Mahkemece yapılacak iş, davalının vergi dairesine bildirdiği mükelleflerin davacının çalışmadığını bildirmesine göre ve çalışmanın da uzun süreli olması karşısında, işyerine ait bordrolar getirtilerek bordrolarda kayden çalışması geçen tanıkların beyanları alınmalı, bordrolarda kayıtlı kişilerin bulunmaması veya bu kişilere ulaşılamaması halinde ise de, aynı çevrede faaliyet yürüten işverenler ve çalıştırdıkları kişiler yöntemince belirlenerek dinlenilmeli, tanık anlatımları arasındaki belirsizlik ve çelişkiler giderilmeli, davacının davalı adına mı yoksa kendi adına mı iş yapıp yapmadığı hususları da işyeri kayıtları ve gerekirse mükelleflerin işyeri kayıtları getirtilerek toplanan kanıtlar değerlendirildikten sonra elde edilecek sonuca göre hüküm kurulmalıdır.

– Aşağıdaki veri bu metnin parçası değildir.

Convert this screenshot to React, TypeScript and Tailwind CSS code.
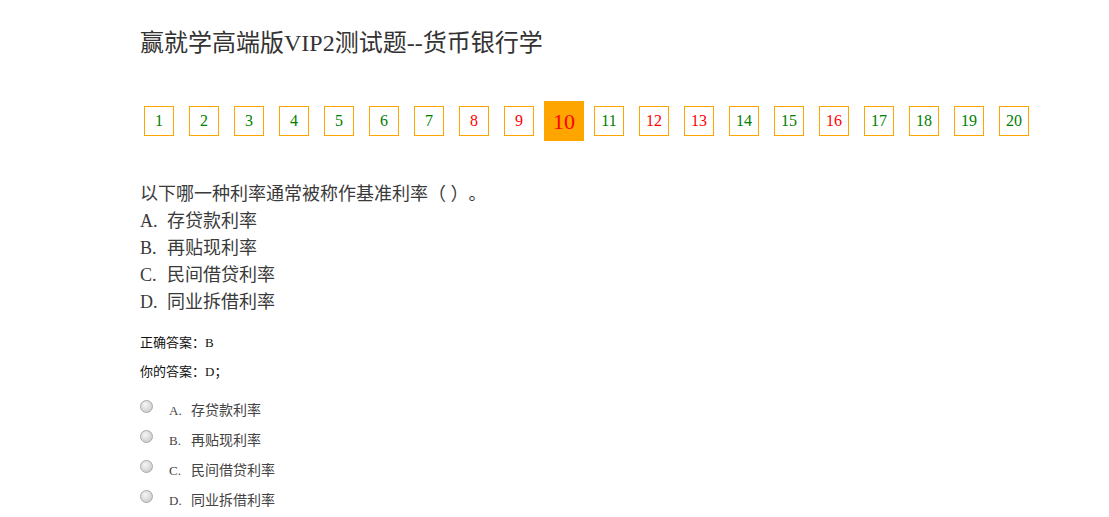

Bu maddi ve hukuki olgular göz önünde bulundurulmaksızın, mahkemece eksik inceleme ve araştırma sonucu, yukarıda belirtilen niteliklere sahip olmayan tanıkların aydınlatıcı olmayan anlatımlarına dayanılarak yazılı şekilde karar verilmesi, usul ve yasaya aykırı olup bozma nedenidir.
O hâlde, davalıların bu yönleri amaçlayan temyiz itirazları kabul edilmeli ve hüküm bozulmalıdır.
SONUÇ: Temyiz edilen hükmün yukarıda açıklanan nedenlerle BOZULMASINA, temyiz harcının istek halinde temyiz eden davalılardan H.. E..’ye iadesine
11.12.2014 gününde oybirliğiyle karar verildi.